Let’s be honest. There’s nothing funny about April Fools’ Day. Media organisations and large corporations collude to create stories that seem ludicrous but plausible. Then they have a good chuckle to themselves that some people were tricked. But given we live in a world in which the daily news seems to be a catalogue of the implausible, and some is already fake, how are we supposed to discern what stretches credibility and what is real?

In 2018, April Fools’ Day takes place on Easter Day, another day not known for its humour. Sceptics would be tempted to describe it as another day of implausible stunts. But let’s not get into that. Many books have been written on the subject, like Norman Anderson’s Evidence for the Resurrection or Lee Strobel’s The Case for Easter.

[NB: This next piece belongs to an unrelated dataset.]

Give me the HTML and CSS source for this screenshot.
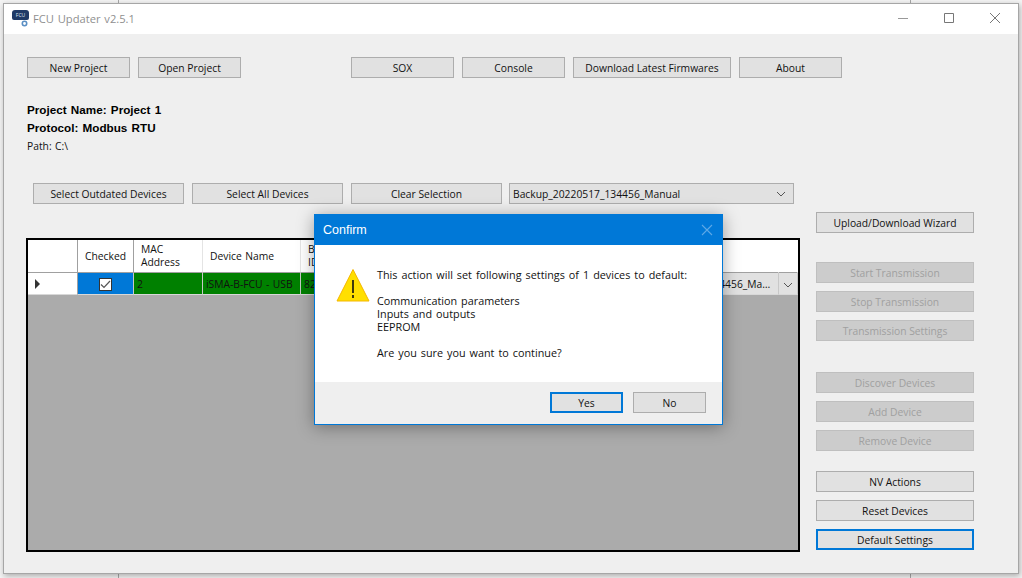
FILE: index.html
```html
<!DOCTYPE html>
<html lang="en">
<head>
    <meta charset="UTF-8">
    <meta name="viewport" content="width=device-width, initial-scale=1.0">
    <title>FCU Updater v2.5.1</title>
    <link rel="stylesheet" href="styles.css">
</head>
<body>
    <main class="window">
        <header class="titlebar">
            <svg class="app-icon" width="18" height="18" viewBox="0 0 18 18">
                <path d="M3 1h11a3 3 0 0 1 3 3v5a2 2 0 0 1-2 2H2a2 2 0 0 1-2-2V4a3 3 0 0 1 3-3z" fill="#1f3a66"/>
                <text x="8.5" y="7.5" font-size="5" text-anchor="middle" fill="#dfe6f0">FCU</text>
                <circle cx="12.5" cy="14.5" r="2.2" fill="none" stroke="#5b8fc4" stroke-width="1.6"/>
            </svg>
            <span class="app-title">FCU Updater v2.5.1</span>
            <div class="window-controls">
                <svg width="12" height="12" viewBox="0 0 12 12"><path d="M1 6.5h10" stroke="#999" fill="none"/></svg>
                <svg width="12" height="12" viewBox="0 0 12 12"><path d="M1.5 1.5h9v9h-9z" stroke="#777" fill="none"/></svg>
                <svg width="12" height="12" viewBox="0 0 12 12"><path d="M1 1l10 10M11 1L1 11" stroke="#777" fill="none"/></svg>
            </div>
        </header>

        <div class="content">
            <nav class="top-bar">
                <div class="btn-group">
                    <button class="btn">New Project</button>
                    <button class="btn">Open Project</button>
                </div>
                <div class="btn-group tools">
                    <button class="btn">SOX</button>
                    <button class="btn">Console</button>
                    <button class="btn btn-wide">Download Latest Firmwares</button>
                    <button class="btn">About</button>
                </div>
            </nav>

            <section class="project-info">
                <p class="strong">Project Name: Project 1</p>
                <p class="strong">Protocol: Modbus RTU</p>
                <p class="path">Path: C:\</p>
            </section>

            <div class="workspace">
                <div class="left-pane">
                    <div class="selection-bar">
                        <button class="btn btn-select">Select Outdated Devices</button>
                        <button class="btn btn-select">Select All Devices</button>
                        <button class="btn btn-select">Clear Selection</button>
                        <div class="combo">
                            <span>Backup_20220517_134456_Manual</span>
                            <svg width="10" height="6" viewBox="0 0 10 6"><path d="M1 1l4 4 4-4" stroke="#555" fill="none"/></svg>
                        </div>
                    </div>

                    <div class="grid-view">
                        <table class="devices">
                            <colgroup>
                                <col class="col-head"><col class="col-checked"><col class="col-mac"><col class="col-name"><col class="col-boot"><col class="col-fill"><col class="col-backup"><col class="col-drop">
                            </colgroup>
                            <thead>
                                <tr>
                                    <th class="row-head"></th>
                                    <th class="center">Checked</th>
                                    <th>MAC<br>Address</th>
                                    <th>Device Name</th>
                                    <th>Boot<br>ID</th>
                                    <th></th>
                                    <th></th>
                                    <th></th>
                                </tr>
                            </thead>
                            <tbody>
                                <tr>
                                    <td class="row-head"><span class="row-arrow"></span></td>
                                    <td class="cell-selected">
                                        <span class="check">
                                            <svg width="11" height="9" viewBox="0 0 11 9"><path d="M1 4.5l3 3 6-6.5" stroke="#555" stroke-width="1.2" fill="none"/></svg>
                                        </span>
                                    </td>
                                    <td class="cell-ok">2</td>
                                    <td class="cell-ok name">iSMA-B-FCU - USB</td>
                                    <td class="cell-ok">82</td>
                                    <td class="cell-ok"></td>
                                    <td class="cell-combo"><span class="clip">Backup_20220517_134456_Manual</span></td>
                                    <td class="cell-combo">
                                        <svg width="10" height="6" viewBox="0 0 10 6"><path d="M1 1l4 4 4-4" stroke="#555" fill="none"/></svg>
                                    </td>
                                </tr>
                            </tbody>
                        </table>
                    </div>
                </div>

                <aside class="actions">
                    <button class="btn btn-side">Upload/Download Wizard</button>
                    <div class="action-group">
                        <button class="btn btn-side" disabled>Start Transmission</button>
                        <button class="btn btn-side" disabled>Stop Transmission</button>
                        <button class="btn btn-side" disabled>Transmission Settings</button>
                    </div>
                    <div class="action-group">
                        <button class="btn btn-side" disabled>Discover Devices</button>
                        <button class="btn btn-side" disabled>Add Device</button>
                        <button class="btn btn-side" disabled>Remove Device</button>
                    </div>
                    <div class="action-group tight">
                        <button class="btn btn-side">NV Actions</button>
                        <button class="btn btn-side">Reset Devices</button>
                        <button class="btn btn-side btn-focus">Default Settings</button>
                    </div>
                </aside>
            </div>
        </div>
    </main>

    <div class="dialog" role="dialog">
        <div class="dialog-title">
            <span>Confirm</span>
            <svg width="12" height="12" viewBox="0 0 12 12"><path d="M1 1l10 10M11 1L1 11" stroke="#5da9e6" stroke-width="1.1" fill="none"/></svg>
        </div>
        <div class="dialog-body">
            <svg class="warn-icon" width="34" height="34" viewBox="0 0 34 34">
                <path d="M17 1.5L33 33H1z" fill="#ffdf00" stroke="#f5b700" stroke-width="1"/>
                <path d="M16.2 12h1.6v13h-1.6zM16.2 27h1.6v3h-1.6z" fill="#111"/>
            </svg>
            <div class="dialog-text">
                <p>This action will set following settings of 1 devices to default:</p>
                <p>Communication parameters<br>Inputs and outputs<br>EEPROM</p>
                <p>Are you sure you want to continue?</p>
            </div>
        </div>
        <div class="dialog-footer">
            <button class="btn btn-dialog btn-focus">Yes</button>
            <button class="btn btn-dialog">No</button>
        </div>
    </div>
</body>
</html>
```

FILE: styles.css
```css
* {
    margin: 0;
    box-sizing: border-box;
}
html, body {
    width: 100%;
    height: 100%;
}
body {
    position: relative;
    overflow: hidden;
    font-family: "Open Sans", "Liberation Sans", sans-serif;
    font-size: 10.3px;
    word-spacing: 0.8px;
    color: #111;
    background-color: #f4f4f4;
    background-image:
        linear-gradient(#a8a8a8, #a8a8a8),
        linear-gradient(#a8a8a8, #a8a8a8);
    background-size: 1px 100%;
    background-position: 118px 0, 910px 0;
    background-repeat: no-repeat;
}
.window {
    display: flex;
    flex-direction: column;
    width: 1016px;
    height: 571px;
    margin: 3px 0 0 3px;
    border: 1px solid #a6a6a6;
    background: #efefef;
    box-shadow: 1px 2px 6px rgba(0, 0, 0, 0.3);
}
.titlebar {
    display: flex;
    align-items: center;
    flex: 0 0 30px;
    padding: 0 0 2px 8px;
    background: white;
}
.app-icon {
    margin-top: -1px;
}
.app-title {
    margin-left: 3px;
    font-size: 11.2px;
    color: #8f8f8f;
}
.window-controls {
    display: flex;
    gap: 34px;
    margin-left: auto;
    padding-right: 17px;
}
.content {
    flex: 1;
    padding: 23px 0 0 23px;
}
.top-bar {
    display: flex;
}
.btn-group {
    display: flex;
    gap: 8px;
}
.tools {
    margin-left: 110px;
}
.btn {
    width: 103px;
    height: 21px;
    padding: 0;
    border: 1px solid #adadad;
    background: #e1e1e1;
    font: inherit;
    color: #111;
}
.btn-wide {
    width: 158px;
}
.btn:disabled {
    border-color: #bfbfbf;
    background: #cccccc;
    color: #a0a0a0;
}
.btn-focus {
    border: 2px solid #0078d7;
}
.project-info {
    display: flex;
    flex-direction: column;
    gap: 5px;
    margin-top: 25px;
    line-height: 13px;
}
.strong {
    font-family: "Liberation Sans", sans-serif;
    font-size: 11.7px;
    font-weight: bold;
    word-spacing: 1px;
    color: black;
}
.path {
    margin-top: 1px;
}
.workspace {
    display: flex;
    margin-top: 30px;
}
.left-pane {
    width: 773px;
}
.selection-bar {
    display: flex;
    gap: 8px;
    margin-left: 6px;
}
.btn-select {
    width: 151px;
}
.combo {
    display: flex;
    align-items: center;
    justify-content: space-between;
    width: 285px;
    height: 21px;
    margin-left: -1px;
    padding: 0 7px 0 3px;
    border: 1px solid #adadad;
    background: #e1e1e1;
}
.grid-view {
    height: 314px;
    margin: 34px 0 0 -1px;
    border: 2px solid black;
    background: #ababab;
}
.devices {
    width: 100%;
    table-layout: fixed;
    border-collapse: separate;
    border-spacing: 0;
}
.col-head { width: 50px; }
.col-checked { width: 56px; }
.col-mac { width: 69px; }
.col-name { width: 98px; }
.col-boot { width: 60px; }
.col-backup { width: 165px; }
.col-drop { width: 19px; }
.devices th {
    height: 33px;
    padding: 0 0 0 7px;
    border-right: 1px solid #e4e4e4;
    border-bottom: 1px solid #a0a0a0;
    background: white;
    font-weight: normal;
    line-height: 13px;
    text-align: left;
}
.devices th:nth-last-child(-n+3) {
    border-right-color: white;
}
.devices th.center {
    padding: 0;
    text-align: center;
}
.devices th.row-head, .devices th.center {
    border-right-color: #a0a0a0;
}
.devices td {
    height: 22px;
    padding: 0 0 0 3px;
    border-right: 1px solid #c8c8c8;
    border-bottom: 1px solid #d8d8d8;
    white-space: nowrap;
    overflow: hidden;
}
.devices td.row-head {
    padding-left: 7px;
    background: white;
    border-right-color: #a0a0a0;
}
.row-arrow {
    display: block;
    width: 0;
    height: 0;
    border-style: solid;
    border-width: 5px 0 5px 5px;
    border-color: transparent transparent transparent #333;
}
.devices td.cell-selected {
    padding: 0;
    background: #0078d7;
    text-align: center;
}
.check {
    display: inline-flex;
    align-items: center;
    justify-content: center;
    width: 13px;
    height: 13px;
    border: 1px solid #333;
    background: white;
    vertical-align: middle;
}
.cell-ok {
    background: green;
}
.devices td.cell-combo {
    padding: 0 2px;
    background: #e1e1e1;
    text-align: center;
}
.clip {
    display: block;
    overflow: hidden;
    text-overflow: ellipsis;
    text-align: left;
}
.actions {
    display: flex;
    flex-direction: column;
    width: 158px;
    margin-left: 16px;
    padding-top: 29px;
}
.action-group {
    display: flex;
    flex-direction: column;
    gap: 8px;
    margin-top: 29px;
}
.action-group + .action-group {
    margin-top: 31px;
}
.action-group.tight {
    margin-top: 20px;
}
.btn-side {
    width: 158px;
}
.dialog {
    position: absolute;
    top: 214px;
    left: 314px;
    display: flex;
    flex-direction: column;
    width: 409px;
    height: 211px;
    border: 1px solid #0078d7;
    background: white;
    box-shadow: 0 2px 16px rgba(0, 0, 0, 0.35);
}
.dialog-title {
    display: flex;
    align-items: center;
    justify-content: space-between;
    flex: 0 0 30px;
    padding: 0 9px 0 8px;
    background: #0078d7;
    color: white;
    font-family: "Liberation Sans", sans-serif;
    font-size: 12.5px;
}
.dialog-body {
    display: flex;
    flex: 1;
    padding: 22px 0 0 21px;
}
.warn-icon {
    margin-top: 1px;
}
.dialog-text {
    display: flex;
    flex-direction: column;
    gap: 13px;
    margin-left: 7px;
    margin-top: 1px;
    line-height: 13px;
    font-size: 10.8px;
    word-spacing: 1.2px;
    color: #111;
}
.dialog-footer {
    display: flex;
    justify-content: flex-end;
    gap: 10px;
    flex: 0 0 42px;
    padding: 10px 16px 0 0;
    background: #efefef;
}
.btn-dialog {
    width: 73px;
}
```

What’s less documented and written about in modern Christianity is the comedy present in the Easter story. On the surface, the death of Jesus doesn’t seem like a comic tale. The church certainly rarely presents it as such. But it used to. The phrase Risus Paschalis can be found in Easter celebrations in previous centuries. It means “the Easter Laugh”.

Easter Laughter

The origin of the phrase is obscure. Some attribute to the phenomenon to early church fathers like Gregory of Nyssa. But these early Christians weren’t known for their sense of humour. In 390, John Chrysostom (c. 347-407) preached “This world is not a theatre in which we can laugh, and we are not assembled in order to burst into peals of laughter, but to weep for our sins.” Clement of Alexandria and Augustine were also suspicious of humour, just as the church is today.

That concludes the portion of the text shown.